PROBLEM TO WORK ON: Count up the lines in the following listing that hold the word "with", then give only that count.

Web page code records
— start —
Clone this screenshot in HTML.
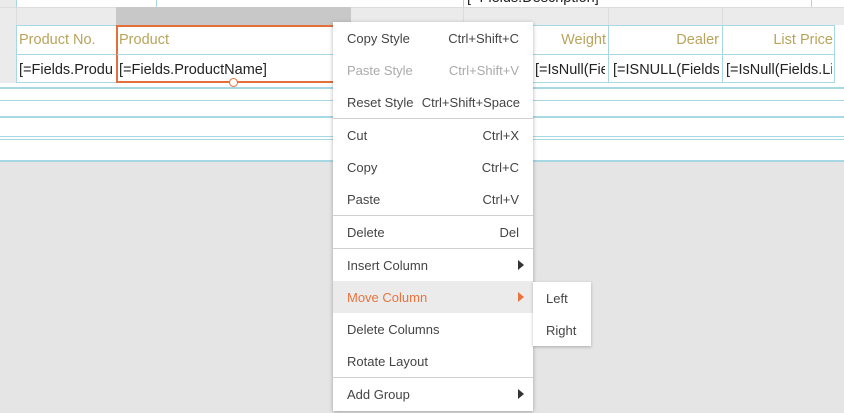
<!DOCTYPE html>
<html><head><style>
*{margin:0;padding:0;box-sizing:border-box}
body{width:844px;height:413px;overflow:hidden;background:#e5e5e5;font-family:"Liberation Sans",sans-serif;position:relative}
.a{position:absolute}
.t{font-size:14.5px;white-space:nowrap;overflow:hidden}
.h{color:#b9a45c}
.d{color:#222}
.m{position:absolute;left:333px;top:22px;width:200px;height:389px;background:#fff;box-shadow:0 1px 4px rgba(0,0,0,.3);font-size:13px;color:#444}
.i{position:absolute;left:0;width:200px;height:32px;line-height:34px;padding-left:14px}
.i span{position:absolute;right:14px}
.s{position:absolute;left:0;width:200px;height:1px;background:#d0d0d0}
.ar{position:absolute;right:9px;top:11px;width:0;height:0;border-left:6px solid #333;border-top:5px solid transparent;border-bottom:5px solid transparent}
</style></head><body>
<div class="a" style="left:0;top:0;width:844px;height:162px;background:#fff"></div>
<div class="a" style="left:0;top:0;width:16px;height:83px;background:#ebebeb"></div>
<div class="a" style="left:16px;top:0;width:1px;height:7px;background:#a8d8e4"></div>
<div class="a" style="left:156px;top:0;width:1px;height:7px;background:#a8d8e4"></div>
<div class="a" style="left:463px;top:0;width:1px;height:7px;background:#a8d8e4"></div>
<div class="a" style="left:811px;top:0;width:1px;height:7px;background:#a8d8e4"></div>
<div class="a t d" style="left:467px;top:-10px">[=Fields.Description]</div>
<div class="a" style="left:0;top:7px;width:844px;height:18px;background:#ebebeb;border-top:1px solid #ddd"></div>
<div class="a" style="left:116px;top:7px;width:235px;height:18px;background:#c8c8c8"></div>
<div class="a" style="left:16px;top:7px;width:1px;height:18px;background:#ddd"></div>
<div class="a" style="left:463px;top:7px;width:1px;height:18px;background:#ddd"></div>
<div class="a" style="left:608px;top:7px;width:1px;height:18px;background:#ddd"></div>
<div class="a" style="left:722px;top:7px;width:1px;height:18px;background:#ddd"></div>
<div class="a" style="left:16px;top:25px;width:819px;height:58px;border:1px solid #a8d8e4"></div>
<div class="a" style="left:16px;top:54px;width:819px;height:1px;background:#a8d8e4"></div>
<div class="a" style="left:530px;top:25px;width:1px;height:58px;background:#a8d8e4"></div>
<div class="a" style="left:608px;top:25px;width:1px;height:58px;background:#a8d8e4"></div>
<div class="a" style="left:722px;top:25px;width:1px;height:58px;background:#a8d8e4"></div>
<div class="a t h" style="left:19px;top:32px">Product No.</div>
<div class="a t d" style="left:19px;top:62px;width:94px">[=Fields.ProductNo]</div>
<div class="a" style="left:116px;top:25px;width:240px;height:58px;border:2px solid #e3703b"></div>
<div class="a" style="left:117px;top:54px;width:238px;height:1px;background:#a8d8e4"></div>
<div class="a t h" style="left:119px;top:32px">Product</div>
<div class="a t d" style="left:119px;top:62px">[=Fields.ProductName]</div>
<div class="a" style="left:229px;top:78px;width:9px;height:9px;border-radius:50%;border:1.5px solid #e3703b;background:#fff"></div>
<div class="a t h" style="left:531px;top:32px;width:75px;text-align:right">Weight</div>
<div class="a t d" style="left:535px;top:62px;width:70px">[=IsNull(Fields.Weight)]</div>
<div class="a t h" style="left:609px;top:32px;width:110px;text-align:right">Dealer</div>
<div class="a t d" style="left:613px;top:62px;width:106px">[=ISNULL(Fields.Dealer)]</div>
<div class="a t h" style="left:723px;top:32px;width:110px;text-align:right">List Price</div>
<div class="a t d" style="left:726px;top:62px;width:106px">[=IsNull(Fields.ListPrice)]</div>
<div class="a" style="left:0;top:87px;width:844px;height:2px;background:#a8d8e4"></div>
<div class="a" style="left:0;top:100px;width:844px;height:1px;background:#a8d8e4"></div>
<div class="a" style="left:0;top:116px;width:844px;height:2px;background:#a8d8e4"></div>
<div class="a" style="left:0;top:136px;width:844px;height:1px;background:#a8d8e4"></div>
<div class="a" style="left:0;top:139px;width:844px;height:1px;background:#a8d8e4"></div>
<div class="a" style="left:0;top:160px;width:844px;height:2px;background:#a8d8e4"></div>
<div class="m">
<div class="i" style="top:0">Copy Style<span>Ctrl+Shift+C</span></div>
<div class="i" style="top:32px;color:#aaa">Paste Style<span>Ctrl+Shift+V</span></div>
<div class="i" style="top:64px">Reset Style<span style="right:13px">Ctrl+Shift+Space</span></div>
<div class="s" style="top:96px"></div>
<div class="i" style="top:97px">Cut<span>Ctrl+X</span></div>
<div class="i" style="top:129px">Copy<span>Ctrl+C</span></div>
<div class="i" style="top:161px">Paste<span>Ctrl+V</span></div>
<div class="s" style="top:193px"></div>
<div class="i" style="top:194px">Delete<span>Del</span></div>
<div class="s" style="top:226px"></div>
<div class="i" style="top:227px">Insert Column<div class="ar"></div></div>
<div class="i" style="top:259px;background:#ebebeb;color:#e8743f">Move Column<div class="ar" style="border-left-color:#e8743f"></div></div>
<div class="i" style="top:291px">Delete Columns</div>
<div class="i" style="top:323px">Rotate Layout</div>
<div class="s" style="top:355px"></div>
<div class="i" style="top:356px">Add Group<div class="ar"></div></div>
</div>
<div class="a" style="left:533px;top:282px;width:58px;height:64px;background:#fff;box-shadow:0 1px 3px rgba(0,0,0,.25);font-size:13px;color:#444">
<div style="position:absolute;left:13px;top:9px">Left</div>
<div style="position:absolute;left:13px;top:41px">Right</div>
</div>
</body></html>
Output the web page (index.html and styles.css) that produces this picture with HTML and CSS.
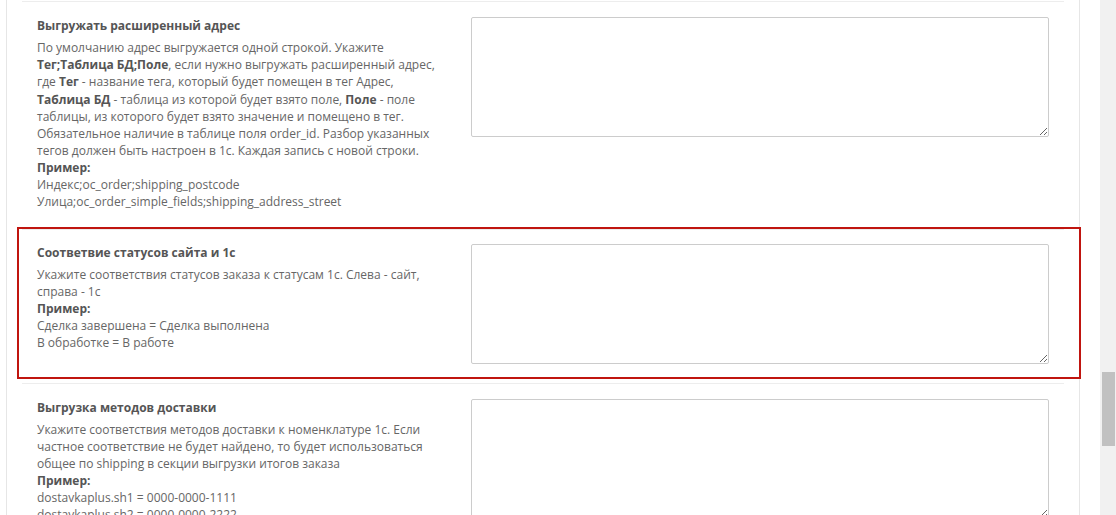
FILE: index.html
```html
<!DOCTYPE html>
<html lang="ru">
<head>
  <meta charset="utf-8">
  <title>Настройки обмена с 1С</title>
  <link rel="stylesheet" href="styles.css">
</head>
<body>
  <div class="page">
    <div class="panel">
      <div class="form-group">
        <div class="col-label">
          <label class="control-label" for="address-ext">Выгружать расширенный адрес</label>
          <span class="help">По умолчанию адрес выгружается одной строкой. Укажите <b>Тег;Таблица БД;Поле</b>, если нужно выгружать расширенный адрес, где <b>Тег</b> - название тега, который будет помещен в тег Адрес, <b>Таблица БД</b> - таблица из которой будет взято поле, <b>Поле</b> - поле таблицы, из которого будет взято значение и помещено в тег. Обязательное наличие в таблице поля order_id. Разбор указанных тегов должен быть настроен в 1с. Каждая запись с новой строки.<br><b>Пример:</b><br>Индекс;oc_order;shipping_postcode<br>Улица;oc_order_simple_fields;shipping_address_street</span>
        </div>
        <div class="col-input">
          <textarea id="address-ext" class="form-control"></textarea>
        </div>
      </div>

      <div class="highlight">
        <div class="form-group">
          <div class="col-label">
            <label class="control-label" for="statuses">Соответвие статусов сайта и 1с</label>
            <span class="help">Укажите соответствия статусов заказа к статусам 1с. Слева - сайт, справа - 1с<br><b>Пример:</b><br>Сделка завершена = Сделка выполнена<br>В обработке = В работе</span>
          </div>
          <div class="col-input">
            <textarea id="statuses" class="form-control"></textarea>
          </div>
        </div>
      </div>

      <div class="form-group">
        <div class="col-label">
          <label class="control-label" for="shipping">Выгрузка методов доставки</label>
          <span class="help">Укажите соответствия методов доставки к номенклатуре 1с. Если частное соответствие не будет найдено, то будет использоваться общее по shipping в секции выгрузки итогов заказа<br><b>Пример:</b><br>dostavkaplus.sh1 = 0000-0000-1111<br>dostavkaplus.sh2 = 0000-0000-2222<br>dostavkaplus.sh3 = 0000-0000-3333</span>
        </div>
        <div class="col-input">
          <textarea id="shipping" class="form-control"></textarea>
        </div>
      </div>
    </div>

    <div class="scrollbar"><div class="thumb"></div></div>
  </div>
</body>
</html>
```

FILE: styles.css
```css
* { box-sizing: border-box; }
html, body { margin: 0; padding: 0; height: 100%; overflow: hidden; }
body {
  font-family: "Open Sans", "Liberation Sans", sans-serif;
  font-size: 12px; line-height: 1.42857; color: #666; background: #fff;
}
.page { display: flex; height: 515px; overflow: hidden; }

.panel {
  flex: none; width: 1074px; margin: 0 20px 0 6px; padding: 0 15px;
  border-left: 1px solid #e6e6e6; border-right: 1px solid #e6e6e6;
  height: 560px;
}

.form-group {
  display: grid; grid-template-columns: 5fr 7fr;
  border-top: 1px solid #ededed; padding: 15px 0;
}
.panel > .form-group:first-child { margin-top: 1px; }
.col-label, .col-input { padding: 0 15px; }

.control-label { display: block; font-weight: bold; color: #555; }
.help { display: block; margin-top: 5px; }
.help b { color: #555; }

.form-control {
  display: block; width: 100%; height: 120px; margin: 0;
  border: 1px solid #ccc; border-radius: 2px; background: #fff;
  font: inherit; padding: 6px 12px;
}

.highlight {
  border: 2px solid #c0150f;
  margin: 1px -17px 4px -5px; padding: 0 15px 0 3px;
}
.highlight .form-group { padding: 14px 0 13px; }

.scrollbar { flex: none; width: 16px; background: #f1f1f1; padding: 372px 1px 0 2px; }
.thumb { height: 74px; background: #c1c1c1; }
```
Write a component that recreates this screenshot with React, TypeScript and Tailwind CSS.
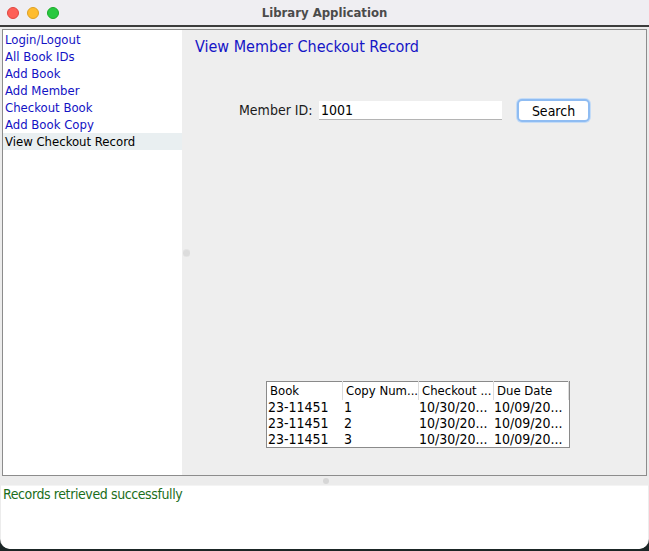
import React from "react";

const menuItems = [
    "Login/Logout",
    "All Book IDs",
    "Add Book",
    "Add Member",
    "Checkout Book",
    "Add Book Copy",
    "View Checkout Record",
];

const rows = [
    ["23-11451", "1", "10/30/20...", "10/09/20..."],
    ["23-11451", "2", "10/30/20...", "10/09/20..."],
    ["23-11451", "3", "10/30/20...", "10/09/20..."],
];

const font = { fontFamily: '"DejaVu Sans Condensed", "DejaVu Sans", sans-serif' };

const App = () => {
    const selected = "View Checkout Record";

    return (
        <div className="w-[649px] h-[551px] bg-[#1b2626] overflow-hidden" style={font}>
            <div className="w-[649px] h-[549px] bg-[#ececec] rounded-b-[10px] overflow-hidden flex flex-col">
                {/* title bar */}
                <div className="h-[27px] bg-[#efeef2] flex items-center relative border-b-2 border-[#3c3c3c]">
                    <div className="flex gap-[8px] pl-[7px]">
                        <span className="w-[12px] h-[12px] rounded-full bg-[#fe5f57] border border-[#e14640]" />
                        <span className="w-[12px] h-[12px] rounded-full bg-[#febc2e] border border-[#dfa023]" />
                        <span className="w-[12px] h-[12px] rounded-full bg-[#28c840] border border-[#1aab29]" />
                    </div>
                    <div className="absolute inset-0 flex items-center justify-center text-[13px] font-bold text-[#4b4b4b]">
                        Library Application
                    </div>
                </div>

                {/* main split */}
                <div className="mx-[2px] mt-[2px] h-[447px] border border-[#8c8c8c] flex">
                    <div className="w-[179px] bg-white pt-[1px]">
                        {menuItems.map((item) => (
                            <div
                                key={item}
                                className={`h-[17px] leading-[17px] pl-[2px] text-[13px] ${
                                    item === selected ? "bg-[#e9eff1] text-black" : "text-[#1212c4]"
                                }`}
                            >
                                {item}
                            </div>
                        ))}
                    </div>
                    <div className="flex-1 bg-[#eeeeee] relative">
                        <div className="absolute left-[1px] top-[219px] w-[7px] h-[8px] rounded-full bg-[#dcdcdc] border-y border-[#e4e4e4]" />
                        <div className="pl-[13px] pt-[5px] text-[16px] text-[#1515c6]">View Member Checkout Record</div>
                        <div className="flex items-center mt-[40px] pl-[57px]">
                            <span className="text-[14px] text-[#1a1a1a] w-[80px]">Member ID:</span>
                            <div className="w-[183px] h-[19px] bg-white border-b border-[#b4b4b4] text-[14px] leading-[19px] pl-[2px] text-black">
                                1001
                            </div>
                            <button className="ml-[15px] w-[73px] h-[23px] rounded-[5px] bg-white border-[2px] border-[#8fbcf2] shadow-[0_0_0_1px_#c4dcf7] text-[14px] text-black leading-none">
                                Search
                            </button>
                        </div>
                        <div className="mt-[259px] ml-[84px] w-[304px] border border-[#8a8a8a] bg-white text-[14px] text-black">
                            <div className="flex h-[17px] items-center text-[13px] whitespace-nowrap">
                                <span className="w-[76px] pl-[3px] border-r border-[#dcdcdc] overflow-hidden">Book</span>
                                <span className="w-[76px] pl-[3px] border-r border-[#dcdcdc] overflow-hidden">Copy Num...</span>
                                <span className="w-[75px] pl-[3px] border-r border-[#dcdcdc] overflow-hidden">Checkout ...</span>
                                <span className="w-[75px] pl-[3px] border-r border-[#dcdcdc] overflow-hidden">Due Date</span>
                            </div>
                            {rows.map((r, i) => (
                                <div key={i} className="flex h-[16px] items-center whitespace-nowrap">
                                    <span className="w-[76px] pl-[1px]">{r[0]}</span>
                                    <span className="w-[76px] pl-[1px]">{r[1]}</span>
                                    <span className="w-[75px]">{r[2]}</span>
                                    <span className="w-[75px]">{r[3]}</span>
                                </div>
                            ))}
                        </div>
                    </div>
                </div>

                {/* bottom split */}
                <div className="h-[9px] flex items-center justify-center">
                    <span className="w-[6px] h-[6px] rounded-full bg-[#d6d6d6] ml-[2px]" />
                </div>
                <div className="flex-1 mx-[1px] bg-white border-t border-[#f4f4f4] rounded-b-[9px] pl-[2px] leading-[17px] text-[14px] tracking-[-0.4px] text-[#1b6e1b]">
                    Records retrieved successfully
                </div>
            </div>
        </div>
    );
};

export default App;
— end —
FINAL ANSWER: 2